The next hour was like a montage in a Quentin Tarantino movie, my brother, my dad and I sitting on the floor surrounded by cash, whispering, greedy, incredulous. Because seriously? That would be so my mom and Allen. To leave us mystery money in another currency left in a drawer that reeked of pot. Where did it come from? Why? But more importantly, how could we exchange it without attracting too much attention?

My brother was flying back home that night so he took one 10,000 bill with him (=$4750 USD) to see if he could exchange it at the airport. He was nervous because, well--Midnight Express (even though he was just flying back to LA). I sent him a text that read: Biiiiilly.

Long story not very short, they told my brother he had to exchange it at a bank, so the next day I took a 10,000 bill to the big Wells Fargo in the San Francisco financial district.
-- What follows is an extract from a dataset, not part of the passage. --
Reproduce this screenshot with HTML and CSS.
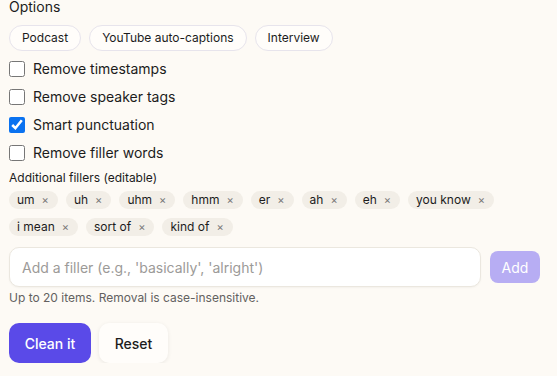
FILE: index.html
```html
<!DOCTYPE html>
<html>
<head>
<meta charset="utf-8">
<link rel="stylesheet" href="styles.css">
</head>
<body>
<div class="panel">
  <div class="title">Options</div>
  <div class="presets">
    <button class="preset">Podcast</button>
    <button class="preset">YouTube auto-captions</button>
    <button class="preset">Interview</button>
  </div>
  <div class="checks">
    <label class="check"><input type="checkbox"><span>Remove timestamps</span></label>
    <label class="check"><input type="checkbox"><span>Remove speaker tags</span></label>
    <label class="check"><input type="checkbox" checked><span>Smart punctuation</span></label>
    <label class="check"><input type="checkbox"><span>Remove filler words</span></label>
  </div>
  <div class="sublabel">Additional fillers (editable)</div>
  <div class="tags">
    <span class="tag">um<span class="x">×</span></span>
    <span class="tag">uh<span class="x">×</span></span>
    <span class="tag">uhm<span class="x">×</span></span>
    <span class="tag">hmm<span class="x">×</span></span>
    <span class="tag">er<span class="x">×</span></span>
    <span class="tag">ah<span class="x">×</span></span>
    <span class="tag">eh<span class="x">×</span></span>
    <span class="tag">you know<span class="x">×</span></span>
    <span class="tag">i mean<span class="x">×</span></span>
    <span class="tag">sort of<span class="x">×</span></span>
    <span class="tag">kind of<span class="x">×</span></span>
  </div>
  <div class="addrow">
    <input class="filler" type="text" placeholder="Add a filler (e.g., 'basically', 'alright')">
    <button class="add">Add</button>
  </div>
  <div class="hint">Up to 20 items. Removal is case-insensitive.</div>
  <div class="actions">
    <button class="primary">Clean it</button>
    <button class="secondary">Reset</button>
  </div>
</div>
</body>
</html>
```
FILE: styles.css
```css
html, body {
  margin: 0;
  padding: 0;
  background: #fdfaf5;
}
body {
  font-family: Inter, "Noto Sans", sans-serif;
  color: #1c1c1c;
  overflow: hidden;
}
.panel {
  width: 531px;
  padding: 0 0 0 9px;
  margin-top: -3px;
  display: flex;
  flex-direction: column;
}
.title {
  font-size: 14px;
  line-height: 20px;
  font-weight: 400;
}
.presets {
  display: flex;
  gap: 8px;
  margin-top: 8px;
}
.preset {
  font-family: inherit;
  font-size: 12px;
  line-height: 16px;
  padding: 4px 12px;
  border: 1px solid #e7e4ec;
  border-radius: 13px;
  background: #fffdfa;
  color: #1c1c1c;
}
.checks {
  display: flex;
  flex-direction: column;
  gap: 8px;
  margin-top: 8px;
}
.check {
  display: flex;
  align-items: center;
  gap: 8px;
  font-size: 14px;
  line-height: 20px;
}
.check input {
  width: 16px;
  height: 16px;
  margin: 0;
  accent-color: #0a72f0;
}
.sublabel {
  margin-top: 7px;
  font-size: 12px;
  line-height: 16px;
  font-weight: 400;
}
.tags {
  display: flex;
  flex-wrap: wrap;
  column-gap: 8px;
  row-gap: 9px;
  margin-top: 5px;
}
.tag {
  display: flex;
  align-items: center;
  gap: 7px;
  height: 18px;
  padding: 0 9px 0 8px;
  border-radius: 9px;
  background: #f2eee7;
  font-size: 12px;
  line-height: 18px;
}
.x {
  color: #777;
  font-size: 11px;
}
.addrow {
  display: flex;
  align-items: center;
  gap: 9px;
  margin-top: 11px;
}
.filler {
  flex: 1;
  height: 40px;
  box-sizing: border-box;
  border: 1px solid #ebe7df;
  border-radius: 10px;
  background: #fff;
  padding: 0 12px;
  font-family: inherit;
  font-size: 14px;
  color: #1c1c1c;
  box-shadow: 0 1px 2px rgba(0,0,0,0.04);
  outline: none;
}
.filler::placeholder {
  color: #9c9a98;
}
.add {
  width: 50px;
  height: 32px;
  border: none;
  border-radius: 8px;
  background: #b7adf3;
  color: #fff;
  font-family: inherit;
  font-size: 14px;
}
.hint {
  margin-top: 3px;
  font-size: 12px;
  line-height: 16px;
  color: #636160;
}
.actions {
  display: flex;
  gap: 8px;
  margin-top: 17px;
}
.primary, .secondary {
  height: 40px;
  border: none;
  border-radius: 10px;
  font-family: inherit;
  font-size: 14px;
  font-weight: 500;
}
.primary {
  width: 82px;
  background: #5a4ae8;
  color: #fff;
}
.secondary {
  width: 69px;
  background: #fffdfa;
  color: #1c1c1c;
  box-shadow: 0 1px 4px rgba(0,0,0,0.08);
}
```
I should add that I was nervous, too, because as soon as I opened the big heavy door I tripped over nothing and did a complete yard sale on the hard marble floor. I make a terrible money launderer/smuggler/door walker-througher.
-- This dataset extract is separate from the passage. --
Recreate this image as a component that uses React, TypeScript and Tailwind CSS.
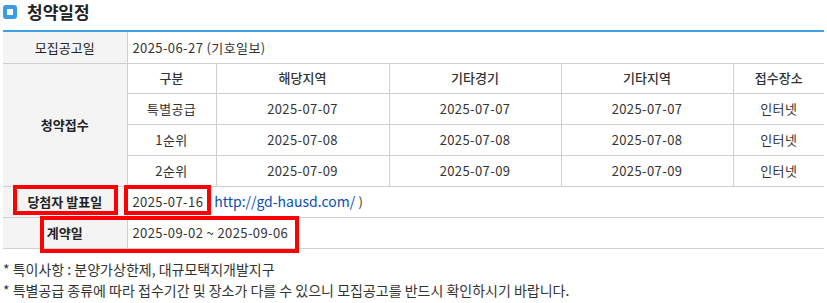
import React from 'react';

const rows = [
  { type: '특별공급', dates: ['2025-07-07', '2025-07-07', '2025-07-07'] },
  { type: '1순위', dates: ['2025-07-08', '2025-07-08', '2025-07-08'] },
  { type: '2순위', dates: ['2025-07-09', '2025-07-09', '2025-07-09'] },
];

const th = 'bg-[#f4f4f4] border-b border-r border-[#cfcfcf] text-center font-medium text-[#222]';
const td = 'border-b border-[#cfcfcf] text-left pl-[5px] text-[#333] tracking-[0.4px]';
const sub = 'border-b border-r border-[#cfcfcf] text-center text-[#333] tracking-[0.4px]';

const App = () => {
  return (
    <div
      className="relative w-[827px] h-[303px] bg-white overflow-hidden"
      style={{ fontFamily: '"Noto Sans CJK KR", "Noto Sans", sans-serif' }}
    >
      {/* Title */}
      <div className="flex items-center h-[22px] pl-[3px] pt-[1px]">
        <span className="w-[14px] h-[14px] rounded-[3px] bg-[#3a9be6] flex items-center justify-center">
          <span className="w-[6px] h-[6px] bg-white" />
        </span>
        <h3 className="ml-[10px] text-[17px] font-bold text-[#222] leading-none">청약일정</h3>
      </div>

      {/* Table */}
      <div className="mt-[8px] mx-[3px] border-t-2 border-[#3da0e8]">
        <table className="w-[821px] table-fixed border-collapse text-[13px]">
          <colgroup>
            <col className="w-[124px]" />
            <col className="w-[89px]" />
            <col className="w-[173px]" />
            <col className="w-[172px]" />
            <col className="w-[172px]" />
            <col className="w-[91px]" />
          </colgroup>
          <tbody>
            <tr className="h-[31px]">
              <th className={`${th} font-normal`}>모집공고일</th>
              <td className={td} colSpan={5}>
                2025-06-27 (기호일보)
              </td>
            </tr>
            <tr className="h-[30px]">
              <th className={`${th} font-semibold`} rowSpan={4}>
                청약접수
              </th>
              <td className={`${sub} font-medium tracking-normal`}>구분</td>
              <td className={`${sub} font-medium tracking-normal`}>해당지역</td>
              <td className={`${sub} font-medium tracking-normal`}>기타경기</td>
              <td className={`${sub} font-medium tracking-normal`}>기타지역</td>
              <td className={`${sub} font-medium tracking-normal border-r-0`}>접수장소</td>
            </tr>
            {rows.map((r) => (
              <tr key={r.type} className="h-[31px]">
                <td className={sub}>{r.type}</td>
                {r.dates.map((d, i) => (
                  <td key={i} className={sub}>
                    {d}
                  </td>
                ))}
                <td className={`${sub} border-r-0`}>인터넷</td>
              </tr>
            ))}
            <tr className="h-[31px]">
              <th className={`${th} font-semibold`}>당첨자 발표일</th>
              <td className={td} colSpan={5}>
                2025-07-16
                <a className="ml-[11px] text-[14px] tracking-normal text-[#0b4fb3]" href="#">
                  http://gd-hausd.com/
                </a>{' '}
                )
              </td>
            </tr>
            <tr className="h-[31px]">
              <th className={`${th} font-semibold`}>계약일</th>
              <td className={td} colSpan={5}>
                2025-09-02 ~ 2025-09-06
              </td>
            </tr>
          </tbody>
        </table>
      </div>

      {/* Notes */}
      <div className="mt-[10px] pl-[3px] text-[14px] leading-[21px] text-[#333]">
        <p>* 특이사항 : 분양가상한제, 대규모택지개발지구</p>
        <p>* 특별공급 종류에 따라 접수기간 및 장소가 다를 수 있으니 모집공고를 반드시 확인하시기 바랍니다.</p>
      </div>

      {/* Red annotation boxes */}
      <div className="absolute left-[13px] top-[185px] w-[105px] h-[30px] border-4 border-[#ff0000]" />
      <div className="absolute left-[124px] top-[185px] w-[87px] h-[30px] border-4 border-[#ff0000]" />
      <div className="absolute left-[40px] top-[216px] w-[259px] h-[37px] border-4 border-[#ff0000]" />
    </div>
  );
};

export default App;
The teller took the money into the back (again, Biiiilly, plus I was already sweaty from tripping in front of everyone) and finally came back with it to tell me that Turkey had reissued their currency in 2009, that the bank note I had was no longer in circulation and thus worthless here, but could be redeemed at the Central Bank of the Republic of Turkey. In Turkey.

To which I called my brother and my dad to say I hear Istanbul is beautiful this time of year.

Here's the thing: this has a 99.9% probability of being stupid. The same 10,000 note that we have (a lot of) sells on ebay for $8, not $4750. But the truth is, I love my mom with everything I am and I love Allen, too, but they couldn't have left us with a bigger mess if they had tried. I joke that trying to settle the estate is like trying to clean up diarrhea with a q-tip.

So I have emailed the Central Bank of the Republic of Turkey--so far no response--and if they don't get back to me I will talk to the Turkish embassy. Maybe it's worth nothing--it's very much most likely probably worth nothing--but it's giving me something else to think about, and I can almost hear my mom and Allen laughing with us (or quite possibly at us) as we joke about a family Christmas in a Turkish bath house.
Inşallah. Coincidentally, that is the only word I know in Turkish. It means, "God willing."

2 comments:

Anonymous said...

wow. what a story!

Michelle M in KY said...

OH SUSANNAH...
I, so hope it is REAL! At least there would be something positive come out of this time of such sadness.